STATED GOAL:
Transcribe every line from the top down to the line with "BsBuildingAdd, BsChevronDown, BsChevronRight", both ends included, but not the pictures.

DATA PROVIDED:
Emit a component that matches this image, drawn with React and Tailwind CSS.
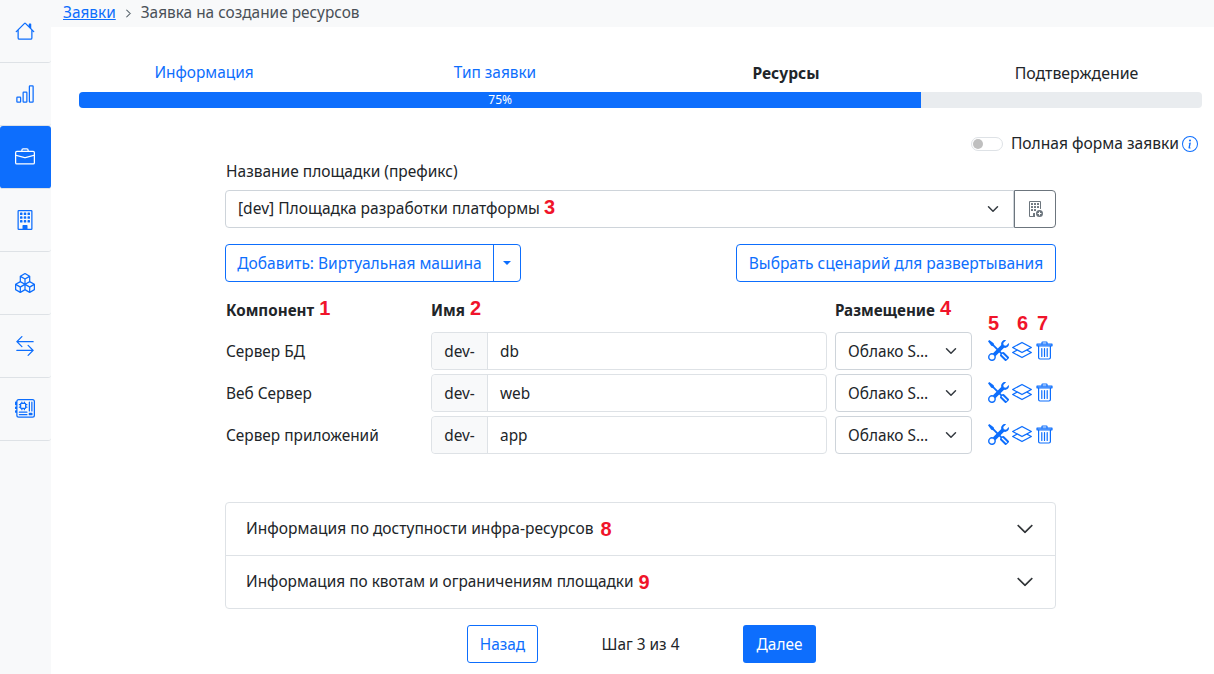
import React from "react";
import { BsHouse, BsBarChart, BsBriefcase, BsBuilding, BsBoxes, BsArrowLeftRight, BsMotherboard, BsTools, BsLayers, BsInfoCircle, BsBuildingAdd, BsChevronDown, BsChevronRight } from "react-icons/bs";

const font = { fontFamily: '"Noto Sans", sans-serif' };
const nav = [BsHouse, BsBarChart, BsBriefcase, BsBuilding, BsBoxes, BsArrowLeftRight, BsMotherboard];
const rows = [["Сервер БД", "db"], ["Веб Сервер", "web"], ["Сервер приложений", "app"]];

function Num({ children, className = "" }) {
  return <span className={"font-['Liberation_Sans',sans-serif] font-bold text-[20px] leading-none text-[#f0142a] " + className}>{children}</span>;
}

function Chevron() {
  return (
    <svg width="12" height="12" viewBox="0 0 16 16" fill="none" stroke="#343a40" strokeWidth="2" strokeLinecap="round" strokeLinejoin="round">
      <path d="m2 5 6 6 6-6" />
    </svg>
  );
}

function Bin() {
  return (
    <svg width="17" height="19" viewBox="0 0 17 19" fill="none" stroke="currentColor" strokeWidth="1.2" strokeLinecap="round" strokeLinejoin="round" className="ml-[4px]">
      <path d="M6 3V1.6C6 1.2 6.3 1 6.6 1h3.8c.3 0 .6.2.6.6V3" />
      <path d="M1 3.2h15v1.6H1z" />
      <path d="M2.6 5v11.6c0 .8.6 1.4 1.4 1.4h9c.8 0 1.4-.6 1.4-1.4V5" />
      <path d="M5.8 7.5v8M8.5 7.5v8M11.2 7.5v8" />
    </svg>
  );
}

export default function App() {
  return (
    <div className="flex h-[674px] w-[1214px] overflow-hidden bg-white text-[15.4px] text-[#212529]" style={font}>
      <aside className="w-[51px] flex-none bg-[#f8f9fa]">
        {nav.map((Icon, i) => (
          <div key={i} className={"flex h-[63px] items-center justify-center rounded-br-[3px] border-b border-[#dee2e6] " + (i === 2 ? "bg-[#0d6efd] text-white rounded-[3px]" : "text-[#0d6efd]")}>
            <Icon size={20} className="ml-[-1px]" />
          </div>
        ))}
      </aside>
      <main className="min-w-0 flex-1">
        <div className="flex h-[27px] items-start bg-[#f8f9fa] pl-3 pt-[2px] leading-[22px]">
          <span className="text-[#0d6efd] underline">Заявки</span>
          <BsChevronRight size={9} strokeWidth={1.5} className="mx-[8px] mt-[7px] text-[#6c757d]" />
          <span className="text-[#495057]">Заявка на создание ресурсов</span>
        </div>
        <div className="ml-[28px] mr-[12px] mt-[34px]">
          <div className="flex h-[22px] items-center pt-[2px] text-center leading-[22px]">
            <div className="w-[250px] text-[#0d6efd]">Информация</div>
            <div className="w-[332px] text-[#0d6efd]">Тип заявки</div>
            <div className="w-[250px] text-[15.6px] font-bold">Ресурсы</div>
            <div className="flex-1 pl-[40px] text-[15.9px]">Подтверждение</div>
          </div>
          <div className="mt-[9px] h-[16px] overflow-hidden rounded-[4px] bg-[#e9ecef]">
            <div className="h-full w-[75%] bg-[#0d6efd] text-center text-[12px] leading-[16px] text-white">75%</div>
          </div>
        </div>
        <div className="mr-[16px] mt-[25px] flex h-[22px] items-center justify-end">
          <span className="mr-[8px] h-[14px] w-[32px] rounded-full border border-[#dee2e6] bg-white">
            <span className="ml-[1px] mt-[1px] block h-[10px] w-[10px] rounded-full bg-[#bfbfbf]" />
          </span>
          <span className="text-[15.6px]">Полная форма заявки</span>
          <BsInfoCircle size={16} className="ml-[3px] text-[#0d6efd]" />
        </div>
        <div className="ml-[174px] w-[831px]">
          <div className="ml-[1px] mt-[4px] h-[24px] text-[15.5px] leading-[24px]">Название площадки (префикс)</div>
          <div className="mt-[7px] flex h-[38px]">
            <div className="flex flex-1 items-center justify-between rounded-l-[4px] border border-[#ced4da] pl-[12px] pr-[14px]">
              <span className="text-[15.55px]">[dev] Площадка разработки платформы <Num>3</Num></span>
              <Chevron />
            </div>
            <div className="flex w-[42px] items-center justify-center rounded-r-[4px] border border-[#6c757d]">
              <BsBuildingAdd size={16} className="text-[#6c757d]" />
            </div>
          </div>
          <div className="mt-[16px] flex h-[38px] justify-between pt-0 text-[15.55px] text-[#0d6efd]">
            <div className="flex rounded-[4px] border border-[#0d6efd]">
              <div className="flex w-[267px] items-center justify-center pt-[2px]">Добавить: Виртуальная машина</div>
              <div className="flex w-[27px] items-center justify-center border-l border-[#0d6efd]">
                <span className="h-0 w-0 border-x-[4px] border-t-[4px] border-x-transparent border-t-[#0d6efd]" />
              </div>
            </div>
            <div className="flex w-[320px] items-center justify-center rounded-[4px] border border-[#0d6efd] pt-[2px]">Выбрать сценарий для развертывания</div>
          </div>
          <div className="mt-[14px] flex h-[36px] items-start text-[15.2px]">
            <div className="ml-[1px] flex w-[205px] items-center gap-[5px] font-bold"><span className="leading-[28px]">Компонент</span> <Num className="mb-[5px]">1</Num></div>
            <div className="flex w-[404px] items-center gap-[5px] font-bold"><span className="leading-[28px]">Имя</span> <Num className="mb-[5px]">2</Num></div>
            <div className="flex w-[152px] items-center gap-[5px] font-bold"><span className="leading-[28px]">Размещение</span> <Num className="mb-[5px]">4</Num></div>
            <div className="relative">
              <Num className="absolute left-[1px] top-[17px]">5</Num>
              <Num className="absolute left-[30px] top-[17px]">6</Num>
              <Num className="absolute left-[50px] top-[17px]">7</Num>
            </div>
          </div>
          <div className="flex flex-col gap-[4px]">
            {rows.map(([label, name]) => (
              <div key={name} className="flex h-[38px] items-center">
                <div className="ml-[1px] w-[205px] pt-[2px]">{label}</div>
                <div className="flex h-full w-[396px] rounded-[4px] border border-[#dee2e6]">
                  <div className="flex w-[56px] items-center justify-center rounded-l-[4px] border-r border-[#dee2e6] bg-[#f8f9fa] pt-[2px]">dev-</div>
                  <div className="flex flex-1 items-center pl-[12px] pt-[2px]">{name}</div>
                </div>
                <div className="ml-[8px] flex h-full w-[137px] items-center justify-between rounded-[4px] border border-[#ced4da] pl-[12px] pr-[14px]">
                  <span className="pt-[2px]">Облако S…</span>
                  <Chevron />
                </div>
                <div className="ml-[16px] mt-[-2px] flex items-center text-[#0d6efd]">
                  <BsTools size={21} />
                  <BsLayers size={20} className="ml-[3px]" />
                  <Bin />
                </div>
              </div>
            ))}
          </div>
          <div className="mt-[48px] rounded-[4px] border border-[#dee2e6]">
            <div className="flex h-[53px] items-center justify-between border-b border-[#dee2e6] pl-[20px] pr-[21px]">
              <span className="flex items-center gap-[7px] text-[15.55px]">Информация по доступности инфра-ресурсов <Num>8</Num></span>
              <BsChevronDown size={18} strokeWidth={0.6} />
            </div>
            <div className="flex h-[52px] items-center justify-between pl-[20px] pr-[21px]">
              <span className="flex items-center gap-[5px]">Информация по квотам и ограничениям площадки <Num>9</Num></span>
              <BsChevronDown size={18} strokeWidth={0.6} />
            </div>
          </div>
          <div className="mt-[16px] flex h-[38px] items-center pl-[242px]">
            <div className="flex h-full w-[71px] items-center justify-center rounded-[3px] border border-[#0d6efd] pt-[2px] text-[#0d6efd]">Назад</div>
            <div className="w-[205px] pt-[2px] text-center">Шаг 3 из 4</div>
            <div className="flex h-full w-[73px] items-center justify-center rounded-[3px] bg-[#0d6efd] pt-[2px] text-white">Далее</div>
          </div>
        </div>
      </main>
    </div>
  );
}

RESULT:
Emit a component that matches this image, drawn with React and Tailwind CSS.
import React from "react";
import { BsHouse, BsBarChart, BsBriefcase, BsBuilding, BsBoxes, BsArrowLeftRight, BsMotherboard, BsTools, BsLayers, BsInfoCircle, BsBuildingAdd, BsChevronDown, BsChevronRight } from "react-icons/bs";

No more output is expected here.